DATA EXCERPTS:
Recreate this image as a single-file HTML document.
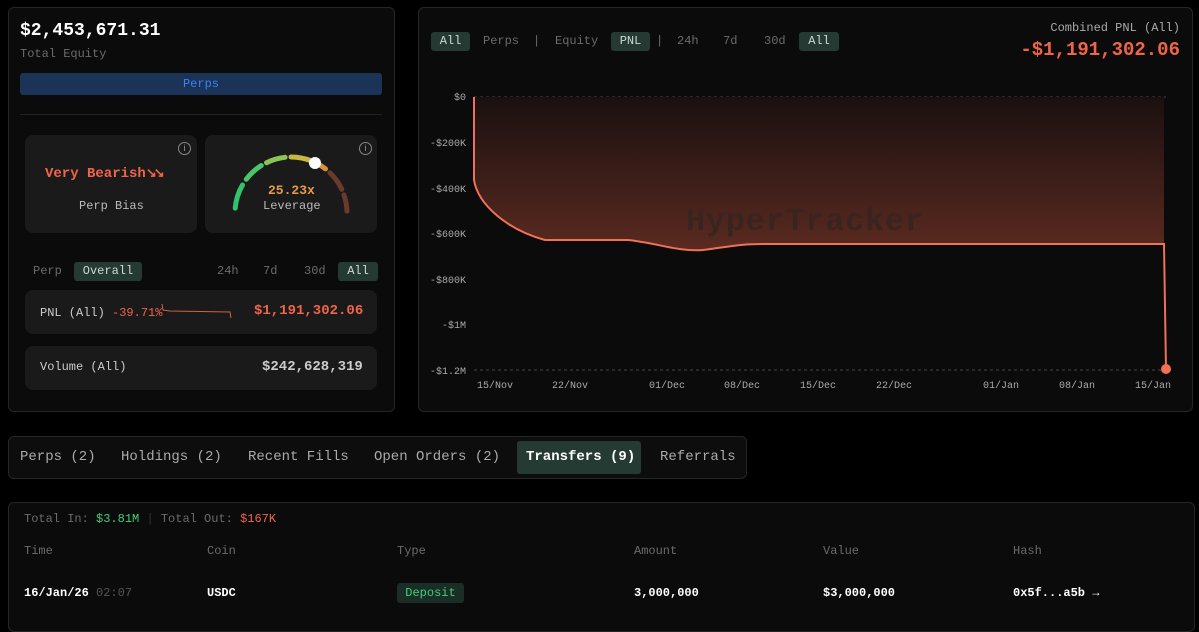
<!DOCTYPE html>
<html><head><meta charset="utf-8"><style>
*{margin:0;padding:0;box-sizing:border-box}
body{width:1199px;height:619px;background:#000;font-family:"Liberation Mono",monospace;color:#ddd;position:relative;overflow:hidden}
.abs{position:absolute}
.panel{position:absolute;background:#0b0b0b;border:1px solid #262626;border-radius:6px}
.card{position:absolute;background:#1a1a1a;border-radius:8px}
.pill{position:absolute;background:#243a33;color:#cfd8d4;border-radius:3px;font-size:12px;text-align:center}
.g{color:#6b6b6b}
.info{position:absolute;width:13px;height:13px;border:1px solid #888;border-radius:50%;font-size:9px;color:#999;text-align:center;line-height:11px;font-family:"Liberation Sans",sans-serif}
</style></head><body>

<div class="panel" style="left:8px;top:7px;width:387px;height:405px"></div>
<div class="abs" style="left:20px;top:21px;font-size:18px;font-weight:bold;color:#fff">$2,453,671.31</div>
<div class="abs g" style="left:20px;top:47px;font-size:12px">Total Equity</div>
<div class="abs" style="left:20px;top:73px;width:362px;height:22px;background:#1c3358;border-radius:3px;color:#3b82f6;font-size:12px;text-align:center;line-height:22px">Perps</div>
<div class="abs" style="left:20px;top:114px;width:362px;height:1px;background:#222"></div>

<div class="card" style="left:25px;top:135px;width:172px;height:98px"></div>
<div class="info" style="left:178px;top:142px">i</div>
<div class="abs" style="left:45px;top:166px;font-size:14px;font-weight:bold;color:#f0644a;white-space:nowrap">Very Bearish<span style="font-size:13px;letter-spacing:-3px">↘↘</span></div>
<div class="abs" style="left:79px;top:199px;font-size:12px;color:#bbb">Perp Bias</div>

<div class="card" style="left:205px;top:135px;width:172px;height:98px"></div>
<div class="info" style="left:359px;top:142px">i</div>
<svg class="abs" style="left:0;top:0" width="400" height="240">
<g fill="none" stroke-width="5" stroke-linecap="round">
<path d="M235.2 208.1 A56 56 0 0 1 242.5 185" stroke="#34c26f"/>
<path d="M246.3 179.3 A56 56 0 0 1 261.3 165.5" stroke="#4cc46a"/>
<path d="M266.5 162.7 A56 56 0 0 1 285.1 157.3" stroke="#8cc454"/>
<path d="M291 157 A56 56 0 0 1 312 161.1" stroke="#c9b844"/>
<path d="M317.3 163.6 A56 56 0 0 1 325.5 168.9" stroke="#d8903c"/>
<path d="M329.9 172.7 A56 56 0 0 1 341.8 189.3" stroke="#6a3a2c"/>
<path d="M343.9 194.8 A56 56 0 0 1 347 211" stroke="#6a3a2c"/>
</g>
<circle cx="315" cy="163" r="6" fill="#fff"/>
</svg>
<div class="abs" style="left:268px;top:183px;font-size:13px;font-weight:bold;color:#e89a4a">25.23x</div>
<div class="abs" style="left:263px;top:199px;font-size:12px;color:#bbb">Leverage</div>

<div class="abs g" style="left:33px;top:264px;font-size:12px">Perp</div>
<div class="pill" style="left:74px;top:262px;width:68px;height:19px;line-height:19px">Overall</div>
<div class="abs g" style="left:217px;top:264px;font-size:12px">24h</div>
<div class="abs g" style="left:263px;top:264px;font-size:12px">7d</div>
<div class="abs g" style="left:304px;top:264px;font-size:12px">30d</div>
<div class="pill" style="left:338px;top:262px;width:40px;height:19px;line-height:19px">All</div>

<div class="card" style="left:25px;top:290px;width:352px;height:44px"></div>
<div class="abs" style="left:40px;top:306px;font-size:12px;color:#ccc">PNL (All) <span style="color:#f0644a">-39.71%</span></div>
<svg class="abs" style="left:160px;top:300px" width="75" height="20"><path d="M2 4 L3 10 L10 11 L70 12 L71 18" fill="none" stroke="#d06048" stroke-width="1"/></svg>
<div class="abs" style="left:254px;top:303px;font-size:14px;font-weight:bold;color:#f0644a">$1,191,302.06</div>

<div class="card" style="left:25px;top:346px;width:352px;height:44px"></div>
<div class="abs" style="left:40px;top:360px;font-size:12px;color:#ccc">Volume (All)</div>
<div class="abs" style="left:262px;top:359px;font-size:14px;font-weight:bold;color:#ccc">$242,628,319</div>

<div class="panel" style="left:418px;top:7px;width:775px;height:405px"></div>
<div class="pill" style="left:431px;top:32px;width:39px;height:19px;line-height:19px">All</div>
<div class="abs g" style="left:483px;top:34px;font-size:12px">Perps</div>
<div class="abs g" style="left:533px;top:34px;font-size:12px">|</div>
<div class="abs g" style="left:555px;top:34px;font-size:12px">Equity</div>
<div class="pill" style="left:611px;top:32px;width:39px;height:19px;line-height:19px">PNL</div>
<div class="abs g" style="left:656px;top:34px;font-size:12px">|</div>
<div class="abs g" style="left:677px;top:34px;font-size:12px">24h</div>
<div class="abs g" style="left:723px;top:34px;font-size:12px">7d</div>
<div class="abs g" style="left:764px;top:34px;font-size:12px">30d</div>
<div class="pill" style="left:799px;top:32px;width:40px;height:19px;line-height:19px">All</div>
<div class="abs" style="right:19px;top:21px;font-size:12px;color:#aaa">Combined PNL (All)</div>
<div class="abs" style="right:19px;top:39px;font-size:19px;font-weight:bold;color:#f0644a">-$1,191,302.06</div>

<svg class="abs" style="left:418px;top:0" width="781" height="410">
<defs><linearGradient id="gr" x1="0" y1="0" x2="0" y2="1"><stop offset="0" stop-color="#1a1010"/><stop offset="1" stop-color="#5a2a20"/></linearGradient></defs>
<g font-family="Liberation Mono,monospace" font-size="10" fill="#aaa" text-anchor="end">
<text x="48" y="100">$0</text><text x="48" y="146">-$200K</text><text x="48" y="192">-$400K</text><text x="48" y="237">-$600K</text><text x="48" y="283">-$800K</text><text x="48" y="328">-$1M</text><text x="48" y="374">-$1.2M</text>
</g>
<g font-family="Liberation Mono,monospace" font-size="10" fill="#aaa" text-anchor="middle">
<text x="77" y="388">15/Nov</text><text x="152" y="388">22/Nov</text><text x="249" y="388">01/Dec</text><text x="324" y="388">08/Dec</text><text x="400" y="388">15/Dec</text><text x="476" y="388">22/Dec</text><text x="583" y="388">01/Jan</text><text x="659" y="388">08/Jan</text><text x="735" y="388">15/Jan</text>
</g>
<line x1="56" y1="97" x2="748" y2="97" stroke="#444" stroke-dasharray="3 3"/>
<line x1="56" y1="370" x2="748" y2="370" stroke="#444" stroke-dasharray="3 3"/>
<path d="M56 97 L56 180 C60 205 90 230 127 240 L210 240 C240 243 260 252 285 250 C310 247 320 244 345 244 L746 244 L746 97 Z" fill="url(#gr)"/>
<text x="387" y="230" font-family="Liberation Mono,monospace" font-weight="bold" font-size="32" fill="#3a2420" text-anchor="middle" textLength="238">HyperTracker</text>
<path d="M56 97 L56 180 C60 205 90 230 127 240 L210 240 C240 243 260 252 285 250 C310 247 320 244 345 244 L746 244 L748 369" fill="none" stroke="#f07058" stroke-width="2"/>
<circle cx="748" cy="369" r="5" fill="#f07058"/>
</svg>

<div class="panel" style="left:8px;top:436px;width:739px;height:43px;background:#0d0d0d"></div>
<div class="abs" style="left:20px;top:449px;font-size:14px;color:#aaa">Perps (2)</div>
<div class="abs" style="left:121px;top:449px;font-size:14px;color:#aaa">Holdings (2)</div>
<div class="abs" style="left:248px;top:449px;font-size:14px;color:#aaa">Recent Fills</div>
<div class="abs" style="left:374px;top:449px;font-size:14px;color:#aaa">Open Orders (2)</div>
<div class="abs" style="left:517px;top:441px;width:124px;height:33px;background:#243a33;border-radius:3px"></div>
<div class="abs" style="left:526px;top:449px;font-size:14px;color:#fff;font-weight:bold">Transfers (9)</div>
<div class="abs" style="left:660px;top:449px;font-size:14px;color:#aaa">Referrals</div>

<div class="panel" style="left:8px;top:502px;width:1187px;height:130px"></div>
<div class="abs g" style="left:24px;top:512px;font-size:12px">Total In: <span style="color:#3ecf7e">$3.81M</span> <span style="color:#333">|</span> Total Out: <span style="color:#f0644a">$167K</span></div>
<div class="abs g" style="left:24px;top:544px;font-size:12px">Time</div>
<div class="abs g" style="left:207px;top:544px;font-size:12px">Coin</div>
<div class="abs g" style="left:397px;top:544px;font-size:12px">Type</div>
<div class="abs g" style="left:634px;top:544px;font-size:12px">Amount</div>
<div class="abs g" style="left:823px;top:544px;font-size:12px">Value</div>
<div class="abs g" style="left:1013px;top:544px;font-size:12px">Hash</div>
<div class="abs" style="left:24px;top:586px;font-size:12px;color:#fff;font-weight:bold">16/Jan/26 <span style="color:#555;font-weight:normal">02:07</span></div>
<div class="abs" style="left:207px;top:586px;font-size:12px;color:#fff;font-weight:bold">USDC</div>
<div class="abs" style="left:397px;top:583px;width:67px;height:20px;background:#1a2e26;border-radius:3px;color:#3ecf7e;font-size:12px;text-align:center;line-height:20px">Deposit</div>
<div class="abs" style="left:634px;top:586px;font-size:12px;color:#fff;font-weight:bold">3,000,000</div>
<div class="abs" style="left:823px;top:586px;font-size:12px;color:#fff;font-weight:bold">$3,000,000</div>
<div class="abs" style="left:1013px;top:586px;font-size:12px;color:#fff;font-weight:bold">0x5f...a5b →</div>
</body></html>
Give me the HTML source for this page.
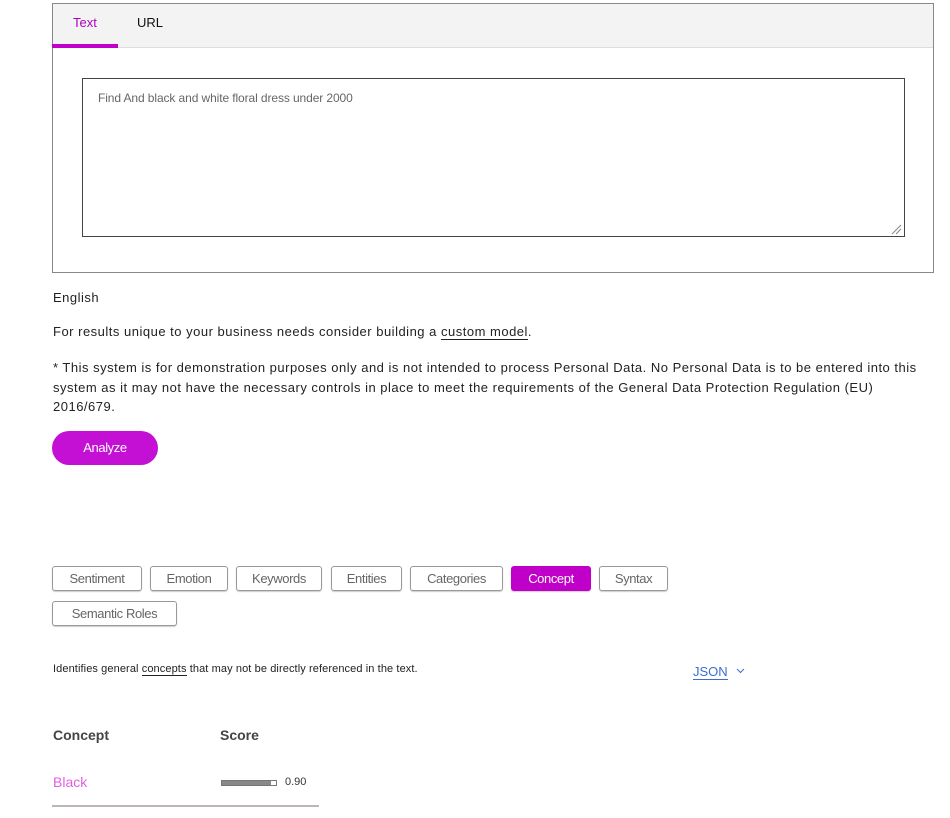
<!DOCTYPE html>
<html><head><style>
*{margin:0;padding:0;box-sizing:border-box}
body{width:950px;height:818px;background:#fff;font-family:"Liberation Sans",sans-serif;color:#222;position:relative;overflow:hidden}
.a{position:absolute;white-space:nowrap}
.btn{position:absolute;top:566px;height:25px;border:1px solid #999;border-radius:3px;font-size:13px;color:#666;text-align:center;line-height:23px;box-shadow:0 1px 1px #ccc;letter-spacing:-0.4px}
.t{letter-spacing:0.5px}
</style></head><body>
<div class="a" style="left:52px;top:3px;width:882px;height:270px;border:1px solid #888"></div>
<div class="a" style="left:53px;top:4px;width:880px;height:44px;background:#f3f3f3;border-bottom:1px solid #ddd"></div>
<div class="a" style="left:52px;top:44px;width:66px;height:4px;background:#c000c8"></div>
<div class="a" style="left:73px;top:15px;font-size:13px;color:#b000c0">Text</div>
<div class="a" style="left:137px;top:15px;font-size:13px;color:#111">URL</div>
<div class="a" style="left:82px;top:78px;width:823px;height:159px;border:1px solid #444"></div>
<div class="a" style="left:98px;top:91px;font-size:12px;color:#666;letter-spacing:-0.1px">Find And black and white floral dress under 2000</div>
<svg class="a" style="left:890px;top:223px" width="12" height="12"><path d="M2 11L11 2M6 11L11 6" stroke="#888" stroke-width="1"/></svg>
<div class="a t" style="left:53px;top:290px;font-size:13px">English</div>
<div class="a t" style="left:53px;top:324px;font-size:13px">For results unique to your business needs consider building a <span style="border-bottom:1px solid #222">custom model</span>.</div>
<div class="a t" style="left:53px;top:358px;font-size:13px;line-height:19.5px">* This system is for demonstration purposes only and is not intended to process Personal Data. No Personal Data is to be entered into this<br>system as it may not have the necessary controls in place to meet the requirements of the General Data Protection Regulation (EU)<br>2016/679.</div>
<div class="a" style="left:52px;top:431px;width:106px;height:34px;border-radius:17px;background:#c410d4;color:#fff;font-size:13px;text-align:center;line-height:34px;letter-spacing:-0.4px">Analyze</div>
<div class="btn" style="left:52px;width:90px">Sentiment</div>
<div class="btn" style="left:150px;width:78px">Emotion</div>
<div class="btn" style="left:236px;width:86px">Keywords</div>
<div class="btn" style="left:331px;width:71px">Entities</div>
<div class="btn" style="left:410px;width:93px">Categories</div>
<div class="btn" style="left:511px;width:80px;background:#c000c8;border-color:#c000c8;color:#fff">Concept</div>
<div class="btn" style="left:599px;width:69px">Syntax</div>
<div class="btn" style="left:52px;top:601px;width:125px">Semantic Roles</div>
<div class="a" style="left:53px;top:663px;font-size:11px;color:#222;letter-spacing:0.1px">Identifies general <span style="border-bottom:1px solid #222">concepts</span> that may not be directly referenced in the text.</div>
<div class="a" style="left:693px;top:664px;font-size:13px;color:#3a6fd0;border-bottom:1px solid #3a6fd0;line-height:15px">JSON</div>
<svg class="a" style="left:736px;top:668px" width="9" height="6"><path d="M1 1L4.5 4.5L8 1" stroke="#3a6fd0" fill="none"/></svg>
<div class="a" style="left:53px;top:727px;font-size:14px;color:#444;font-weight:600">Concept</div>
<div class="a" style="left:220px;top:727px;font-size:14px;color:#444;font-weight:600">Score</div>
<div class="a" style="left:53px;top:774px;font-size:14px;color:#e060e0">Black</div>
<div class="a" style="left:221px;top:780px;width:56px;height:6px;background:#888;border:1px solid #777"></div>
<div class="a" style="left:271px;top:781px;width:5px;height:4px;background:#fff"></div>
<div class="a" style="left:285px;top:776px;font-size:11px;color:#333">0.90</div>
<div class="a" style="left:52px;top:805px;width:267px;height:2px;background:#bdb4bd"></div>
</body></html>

INSTRUCTION: Provide the number of lines in the entries that include "this", and no other text.

RESPONSE BELOW: 3